A while ago I had to read data from a MySQL table, do a bit of manipulations on that data and store the results on the disk.
The obvious choice was to use Spark, I was already using it for other stuff and it seemed super easy to implement.
This is more or less what I had to do (I removed the part which does the manipulation for the sake of simplicity):
spark.read.format("jdbc").
option("url", "jdbc:mysql://dbhost/sbschhema").
option("dbtable", "mytable").
option("user", "myuser").
option("password", "mypassword").
load().write.parquet("/data/out")
Looks good, only it didn’t quite work. Either it was super slow or it totally crashed depends on the size of the table.
Tuning Spark and the cluster properties helped a bit, but it didn’t solve the problems.
Since I was using AWS EMR, it made sense to give Sqoop a try since it is a part of the applications supported on EMR.
sqoop import --verbose --connect jdbc:mysql://dbhost/sbschhema --username myuser --table opportunity --password mypassword --m 20 --as-parquetfile --target-dir /data/out
Sqoop performed so much better almost instantly, all you needed to do is to set the number of mappers according to the size of the data and it was working perfectly.
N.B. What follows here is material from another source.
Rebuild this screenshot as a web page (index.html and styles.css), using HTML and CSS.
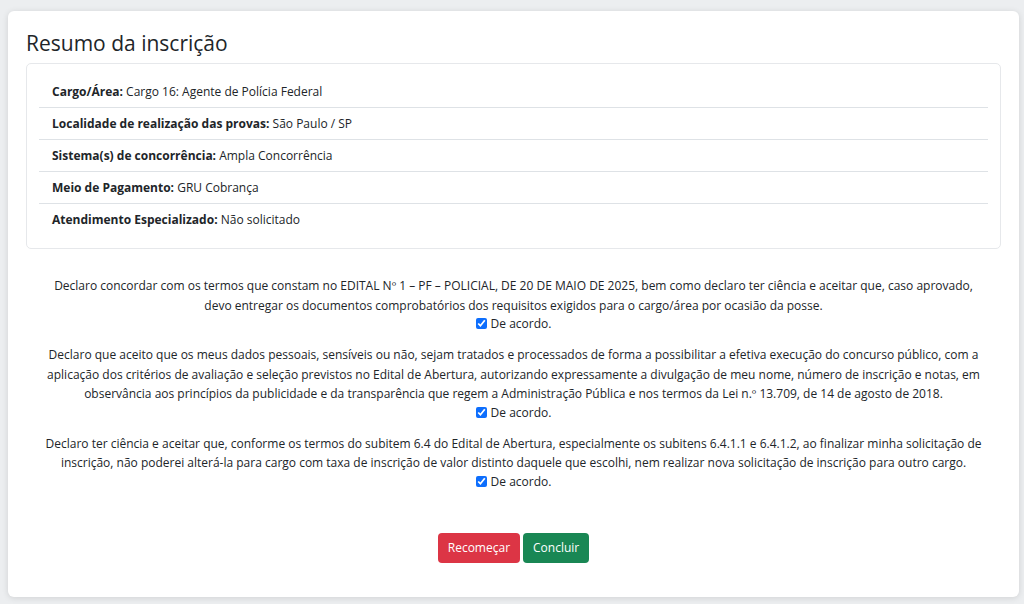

Since both Spark and Sqoop are a based on Hadoop map-reduce framework, it was clear that Spark can work at least as good as Sqoop, I only needed to find out how to do it. I decided to look closer at what Sqoop does to see if I can imitate that with Spark.
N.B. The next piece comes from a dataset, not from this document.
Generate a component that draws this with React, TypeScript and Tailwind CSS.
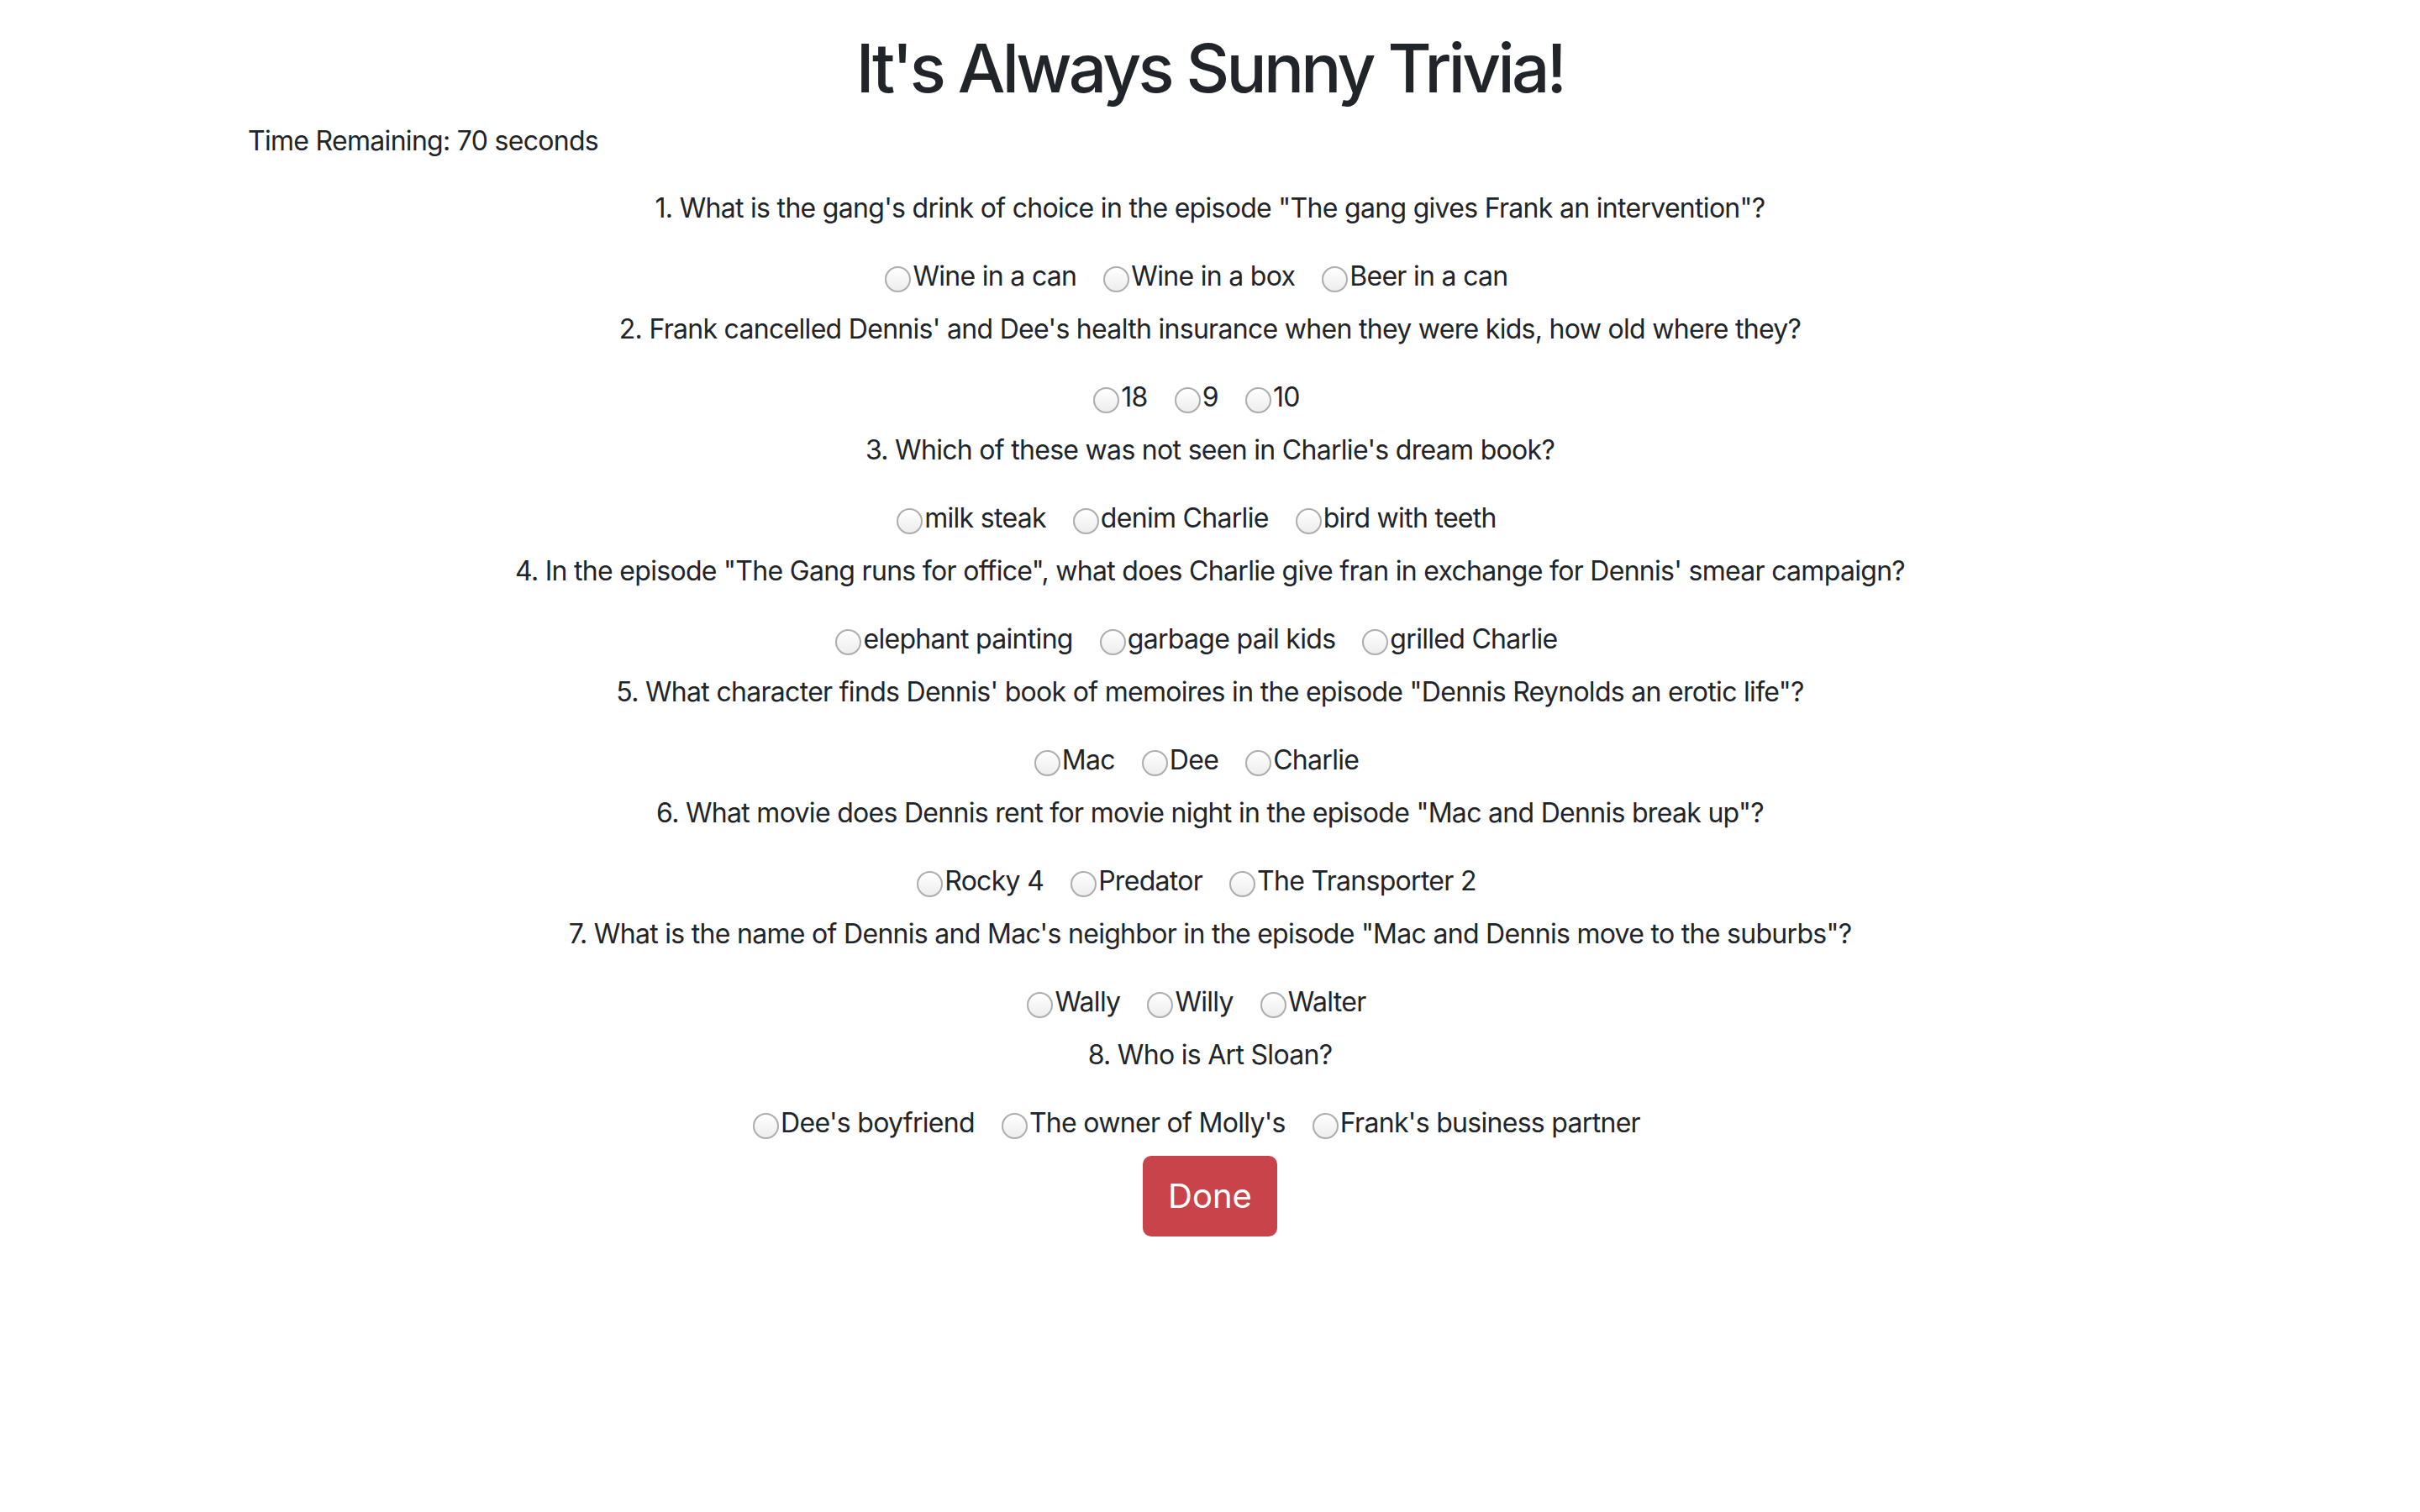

By turning on the verbose flag of Sqoop, you can get a lot more details.
What I found was that Sqoop is splitting the input to the different mappers which makes sense, this is map-reduce after all, Spark does the same thing.
But before doing that, Sqoop does something smart that Spark doesn’t do.
It first fetches the primary key (unless you give him another key to split the data by), it then checks it’s minimum and maximum values. Then it lets each of its mappers to query the data but with different boundaries for the key, so that the rows are split evenly between the mappers.
If for example the key maximum value is 100, and there are 5 mappers, than the query of the 1st mapper will look like this:
SELECT * FROM mytable WHERE mykey >= 1 AND mykey <= 20;
and the query for the second mapper will be like this:
SELECT * FROM mytable WHERE mykey >= 21 AND mykey <= 40;
and so on..
This totally made sense. Spark was not working properly because it didn’t know how to split the data between the mappers.
So it was time to implement the same logic with Spark.
This means I had to do these actions on my code to make Spark work properly.
1. Fetch the primary key of the table
2. Find the key minimum and maximum values
3. Execute spark with those values
This is the code I ended up with:
def main(args: Array[String]){
// parsing input parameters ...
val primaryKey = executeQuery(url, user, password, s"SHOW KEYS FROM ${config("schema")}.${config("table")} WHERE Key_name = 'PRIMARY'").getString(5)
val result = executeQuery(url, user, password, s"select min(${primaryKey}), max(${primaryKey}) from ${config("schema")}.${config("table")}")
val min = result.getString(1).toInt
val max = result.getString(2).toInt
val numPartitions = (max - min) / 5000 + 1
val spark = SparkSession.builder().appName("Spark reading jdbc").getOrCreate()
var df = spark.read.format("jdbc").
option("url", s"${url}${config("schema")}").
option("driver", "com.mysql.jdbc.Driver").
option("lowerBound", min).
option("upperBound", max).
option("numPartitions", numPartitions).
option("partitionColumn", primaryKey).
option("dbtable", config("table")).
option("user", user).
option("password", password).load()
// some data manipulations here ...
df.repartition(10).write.mode(SaveMode.Overwrite).parquet(outputPath)
}
And it worked perfectly.
Remarks:
1. The numPartitions I set for Spark is just a value I found to give good results according to the number of rows. This can be changed, since the size of the data is also effected by the column size and data types of course.
2. The repartition action at the end is to avoid having small files.